Step 1 — Check connector status: GET /connectors/es-sink/status — look at both connector state and individual task states and error messages.

Step 2 — Check worker logs: grep -i "error|exception" connect-worker.log — look for deserialization errors, connection refused, or schema mismatch exceptions.

Step 3 — Restart failed tasks: POST /connectors/es-sink/tasks/0/restart (per task) or POST /connectors/es-sink/restart (all).

Step 4 — Configure dead-letter queue: Set errors.deadletterqueue.topic.name=es-sink-dlq so poison-pill records don't permanently block the connector.

Interview Questions

1. Explain the difference between a Worker, a Connector, and a Task in Kafka Connect.

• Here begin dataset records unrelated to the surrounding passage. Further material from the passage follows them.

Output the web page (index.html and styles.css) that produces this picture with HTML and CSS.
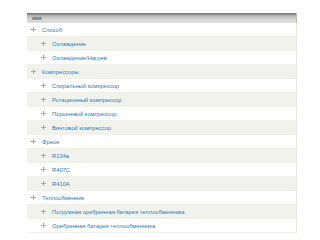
FILE: index.html
```html
<!DOCTYPE html>
<html>
<head>
<meta charset="utf-8">
<link rel="stylesheet" href="styles.css">
</head>
<body>
<div class="table">
  <div class="head">имя</div>
  <div class="row odd l0"><span class="plus"></span><a>Способ</a></div>
  <div class="row even l1"><span class="plus"></span><a>Охлаждение</a></div>
  <div class="row odd l1"><span class="plus"></span><a>Охлаждение/Нагрев</a></div>
  <div class="row even l0"><span class="plus"></span><a>Компрессоры</a></div>
  <div class="row odd l1"><span class="plus"></span><a>Спиральный компрессор</a></div>
  <div class="row even l1"><span class="plus"></span><a>Ротационный компрессор</a></div>
  <div class="row odd l1"><span class="plus"></span><a>Поршневой компрессор</a></div>
  <div class="row even l1"><span class="plus"></span><a>Винтовой компрессор</a></div>
  <div class="row odd l0"><span class="plus"></span><a>Фреон</a></div>
  <div class="row even l1"><span class="plus"></span><a>R134a</a></div>
  <div class="row odd l1"><span class="plus"></span><a>R407C</a></div>
  <div class="row even l1"><span class="plus"></span><a>R410A</a></div>
  <div class="row odd l0"><span class="plus"></span><a>Теплообменник</a></div>
  <div class="row even l1"><span class="plus"></span><a>Погружная оребренная батарея теплообменника</a></div>
  <div class="row odd l1"><span class="plus"></span><a>Оребренная батарея теплообменника</a></div>
</div>
</body>
</html>
```
FILE: styles.css
```css
html, body { margin: 0; padding: 0; background: #fff; }
body { font-family: "Liberation Sans", Arial, sans-serif; font-size: 5.8px; }
.table {
  margin: 13px 0 0 27px;
  width: 270px;
  display: flex;
  flex-direction: column;
}
.head {
  height: 10px;
  box-sizing: border-box;
  padding: 2px 0 0 5px;
  color: #666;
  font-weight: bold;
  font-size: 5px;
  background: linear-gradient(#6a6a6a 0, #888 1px, #b8b8b8 3px, #d4d4d4 6px, #dcdcdc 100%);
  border-right: 1px solid #bebfb9;
}
.row {
  height: 14px;
  box-sizing: border-box;
  display: flex;
  align-items: center;
  border-right: 1px solid #e6e7e1;
  border-bottom: 1px solid #f0f0ec;
}
.odd { background: #fff; }
.even { background: #f1f2ec; }
.l0 { padding-left: 4px; }
.l1 { padding-left: 14px; }
.plus {
  width: 5px; height: 5px;
  margin-right: 6px;
  flex: none;
  background:
    linear-gradient(#aaa, #aaa) center / 5px 1px no-repeat,
    linear-gradient(#aaa, #aaa) center / 1px 5px no-repeat;
}
a { color: #2a7cc2; text-decoration: none; }
```
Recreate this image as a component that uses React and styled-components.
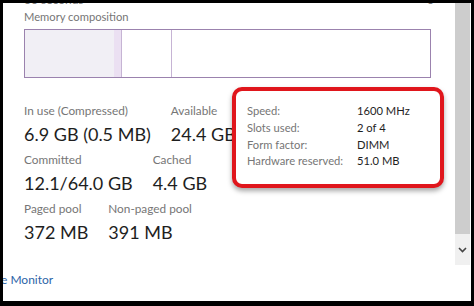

A Worker is a JVM process that hosts the Connect runtime. A Connector is a logical configuration + plugin that defines an integration (but does not process data). A Task is the actual unit of work — a thread that polls data from a source or writes to a sink. One connector can spawn many tasks for parallelism, and those tasks run on workers.

2. How does Kafka Connect ensure fault tolerance without a centralized coordinator?

Kafka Connect uses Kafka's own consumer group protocol for worker coordination — no separate ZooKeeper or coordinator process is needed. All state (configurations, offsets, status) is stored in replicated Kafka topics. When a worker fails, surviving workers detect it via heartbeat timeout, trigger a rebalance, and take over the failed worker's tasks by reading their last committed offsets from the connect-offsets topic.